Top Level Microsoft Statements

The official statements from Microsoft include:

  • CRM Online has a monetary backed 99.9% committed up time.  If the SLA is not met then we get credits back
  • Microsoft has operations staff 24*7 monitoring its services

Dependency Tree

When considering the overall availability and recovery for CRM it is important to understand the dependency tree for CRM and its fellow services.

  • Dynamics CRM
    • Depends on Office 365
      • Depends on Azure Active Directory
        • [Optional] Can depend on ADFS
          • Would depend on your on premise Active Directory
    • Can use SharePoint Online
    • Can use Azure custom components
    • Can use market place products
Dependency Considerations
Azure Active Directory
  • – Azure Active Directory is a global service on Azure
  • – 99.9% SLA for basic and premium (the last year had 99.99% uptime)
  • – Service is geo-distributed, multi-tenanted, multi-tiered cloud service
  • – Runs across 27 data centres
  • – Azure AD will maintain zero Recovery Time Objective (RTO) for token issuance and directory reads and in the order of minutes (~5 mins) RTO for directory writes. We maintain zero Recovery Point Objective (RPO) and will not lose data on failovers.
Azure Custom Extensions
  • – A Dynamics CRM solution may use other components hosted externally on Azure
  • – These run out of process and their availability and up time may affect your solution but will not affect the core of Dynamics CRMs availability
Office 365
  • – Office 365 underpins some usage in CRM
  • – If it went off line then some features may be affected, eg license allocation
SharePoint Online
  • – Dynamics CRM is not fully dependant on SharePoint online
  • – SharePoint online is only used for some features of CRM which you may or may not use
Marketplace Add ons
  • – 3rd party or Microsoft Apps you can add to Dynamics
  • – Each may have additional dependencies
  • – Expected to have some impact on Dynamics functionality but not affect the overall service

Understanding some technical bits

When you setup Dynamics CRM you choose a region and Microsoft will have 2 data centres in that local region.  As an example if we choose Europe we may have Dublin as the primary data centre and Amsterdam would work as a secondary sister datacentre.  In this scenario Microsoft would do the following with our data:

  • Two copies of your data are written to local storage in the primary data centre
  • an additional 2 copies of the data are written to storage in the secondary data centre
  • Additionally a daily back up is taken by default and held in offsite storage

Under the hood Microsoft are using SQL Always On with the SQL instances which back CRM which allows them to do these additional writes across the data centre pair.  This is important as it allows them to failover data centre from Dublin to Amsterdam seamlessly to the customer in a local data centre DR scenario.  If this occurred then it would be expected that the RPO and RTO would be in the region of a small number of minutes to seconds.  We would expect almost zero data loss.

Recovery Time Objective

In terms of RTO we are very much in Microsoft’s hands.  If we have a scenario where our CRM primary data centre goes down and Microsoft flip the switch to transition us to the sister data centre then our recovery time would be the time it took for Microsoft to make that decision and to execute the failover.
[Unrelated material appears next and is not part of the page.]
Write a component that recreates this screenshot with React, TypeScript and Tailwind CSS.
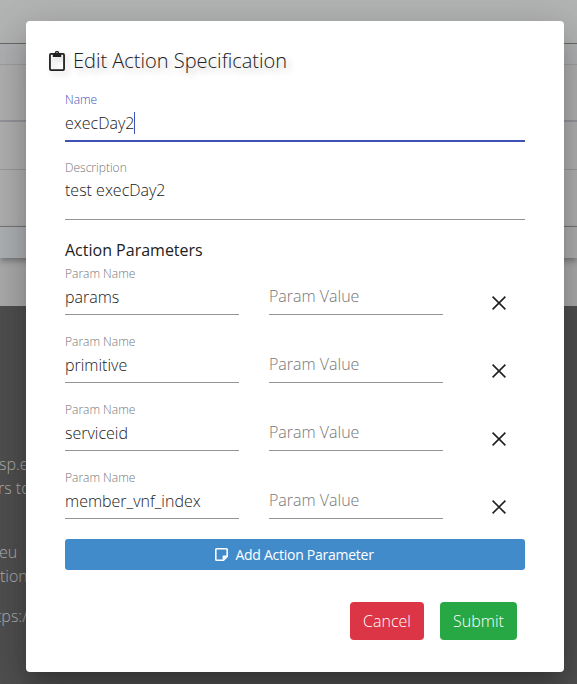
import React from "react";

const params = ["params", "primitive", "serviceid", "member_vnf_index"];

function ClipboardIcon() {
  return (
    <svg
      viewBox="0 0 16 20"
      className="mb-px mr-2 h-5 w-4 drop-shadow-[3px_3px_3px_rgba(0,0,0,0.18)]"
      fill="none"
    >
      <rect x="0.95" y="2.95" width="14.1" height="16.1" rx="1" stroke="currentColor" strokeWidth="1.8" />
      <path
        fillRule="evenodd"
        fill="currentColor"
        d="M3.8 2.2H5.7a2.3 2.3 0 0 1 4.6 0h1.9V6H3.8zM8 1.3a1 1 0 1 0 0 2 1 1 0 0 0 0-2z"
      />
    </svg>
  );
}

function NoteIcon() {
  return (
    <svg viewBox="0 0 13 13" className="size-[13px]" fill="none">
      <path
        d="M1.6.8h9.8a.8.8 0 0 1 .8.8v6.9l-3.7 3.7H1.6a.8.8 0 0 1-.8-.8V1.6a.8.8 0 0 1 .8-.8z"
        stroke="currentColor"
        strokeWidth="1.6"
      />
      <path d="M7.6 12.2V8.6a1 1 0 0 1 1-1h3.6z" fill="currentColor" />
    </svg>
  );
}

function CloseIcon() {
  return (
    <svg viewBox="0 0 14 14" className="ml-[49px] mt-[31px] size-[14px]">
      <path d="M.6.6l12.8 12.8M13.4.6L.6 13.4" stroke="currentColor" strokeWidth="1.6" />
    </svg>
  );
}

function ParamRow({ name }: { name: string }) {
  return (
    <div className="flex h-[68px]">
      <div className="h-[50px] w-[174px] border-b border-[#949494] pt-px">
        <div className="h-4 text-[12px] leading-4 text-[#757575]">Param Name</div>
        <div className="mt-[3px] h-6 text-[16px] leading-6">{name}</div>
      </div>
      <div className="ml-[30px] h-[50px] w-[174px] border-b border-[#949494] pt-[19px] text-[16px] leading-6 text-[#757575]">
        Param Value
      </div>
      <CloseIcon />
    </div>
  );
}

function Backdrop() {
  return (
    <div className="h-[684px] w-full">
      <div className="h-[43px] bg-[#b3b5b4]" />
      <div className="h-[22px] border-b border-t border-b-[#9ea0a4] border-t-[#6a6a6a] bg-[#b0b2b4]" />
      <div className="h-[57px] border-b-2 border-[#96979c] bg-[#b2b2b2]" />
      <div className="h-[48px] border-b border-[#9c9c9c] bg-[#b2b2b2]" />
      <div className="h-[57px] border-b border-[#7b7b7b] bg-[#b2b2b2]" />
      <div className="relative h-[31px] bg-linear-to-r from-[#b0b3b6] to-[#b0b0b0] shadow-[0_3px_6px_rgba(0,0,0,0.3)]" />
      <div className="h-[48px] bg-[#adadad]" />
      <div className="h-[378px] bg-[#505050] pt-[146px] text-[16px] leading-6 text-[#b2b2b2]">
        <p className="-ml-px">sp.eu</p>
        <p className="-ml-0.5">rs to</p>
        <p className="-ml-px mt-10">eu</p>
        <p>tion</p>
        <p className="-ml-1 mt-4">tps://</p>
      </div>
    </div>
  );
}

export default function App() {
  return (
    <div className="relative h-[684px] w-[577px] overflow-hidden font-['Open_Sans',sans-serif] font-light">
      <Backdrop />
      <section className="absolute left-[26px] top-[21px] h-[651px] w-[538px] rounded bg-white px-[39px] text-[#212121] shadow-[0_11px_15px_-7px_rgba(0,0,0,0.2),0_24px_38px_3px_rgba(0,0,0,0.14),0_9px_46px_8px_rgba(0,0,0,0.12)]">
        <h2 className="-ml-4 flex items-center pt-[25px] text-[20px] leading-[30px] [text-shadow:4px_4px_6px_rgba(0,0,0,0.25)]">
          <ClipboardIcon />
          Edit Action Specification
        </h2>
        <div className="mt-[15px] h-[51px] border-b-2 border-[#3f51b5] pt-px">
          <div className="h-4 text-[12px] leading-4 text-[#3f51b5]">Name</div>
          <div className="mt-[3px] flex h-6 items-center text-[16px] leading-6">
            execDay2
            <span className="h-[22px] w-px bg-[#3f51b5]" />
          </div>
        </div>
        <div className="mt-[18px] h-[60px] border-b border-[#949494]">
          <div className="h-4 text-[12px] leading-4 text-[#757575]">Description</div>
          <div className="mt-0.5 text-[16px] leading-6">test execDay2</div>
        </div>
        <h3 className="mt-[18px] h-[27px] text-[16px] font-normal leading-6">Action Parameters</h3>
        <div className="h-[274px]">
          {params.map((p) => (
            <ParamRow key={p} name={p} />
          ))}
        </div>
        <button className="flex h-[31px] w-full items-center justify-center gap-[7px] rounded-[3px] bg-[#428bca] pr-px text-[14px] font-normal tracking-[-0.26px] text-white">
          <NoteIcon />
          Add Action Parameter
        </button>
        <div className="mt-8 flex justify-end gap-4 pr-2 text-[16px] text-white">
          <button className="h-[38px] w-[74px] rounded bg-[#dc3545]">Cancel</button>
          <button className="h-[38px] w-[77px] rounded bg-[#28a745]">Submit</button>
        </div>
      </section>
    </div>
  );
}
Currently there is no clear statement I can find on this as an SLA but we assume they would often make the call on a case by case basis depending upon the issue.

If we felt like the downtime was going to be an extended period, we would have the option to be able to take our daily back up and deploy it to CRM in another region.  This could be a potential option if the downtime in our primary DC was going to be too long before the flip to sister DC or if both paired DC were down.  If we took this option we would need to consider how we may roll back to the original data centres when they are back online.  This would be via a backup and restore again which would involve some downtime.  The url for our CRM instance would also change in this scenario.

Recovery Point Objective

We can assume there are 3 possible recovery points which we can use on the cloud service:

  • The most common one will be based on the cross DC writes which CRM uses out of the box.  We would expect the recovery point to be within milliseconds/seconds of the state of the system at the time it went down
  • The next option would be if we choose to roll back to the last system back up.  This would put our recovery point to anywhere between 0 and 24 hours depending on what time of day we roll back and when the backup was taken
  • The final option would involve choosing to roll back to a custom back up.  In this case the recovery point would be at the time the backup was taken

In the default scenario we expect that Microsoft would be recovering the CRM service and our recovery point would be almost exactly the time the system went down

What about Backups

In addition to the Microsoft approach to multi-writes which offers a good recovery point solution, there are also system backups which are taken daily and kept for around 3 days.

It would be possible for us to use one of these backups as a restore point.

We expect in most cases we would not use this approach and rely on our trust of Microsoft.  We would be more likely to use backups to restore to sandbox instances of CRM if we wanted to troubleshoot something.

There is also the option to create custom backups at specific times for the same purposes.

Deployment Considerations

Considering all of the above our approach has a big trust on Microsoft, however it is possible that CRM could be working fine as a service but we could accidently break our own solution.  Based on this we feel that a good practice would be to create a custom back up prior to any deployment activity so that we have a safe roll back if the deployment had problems.

Useful Documents

CRM High Availability

Office 365

Azure AD High Availability

Summary

As I mentioned earlier without coming across another source discussing these considerations for choosing CRM Online I am hoping my interpretation of the materials out there is useful to others, but also please feedback any bits I may have missed or misinterpreted.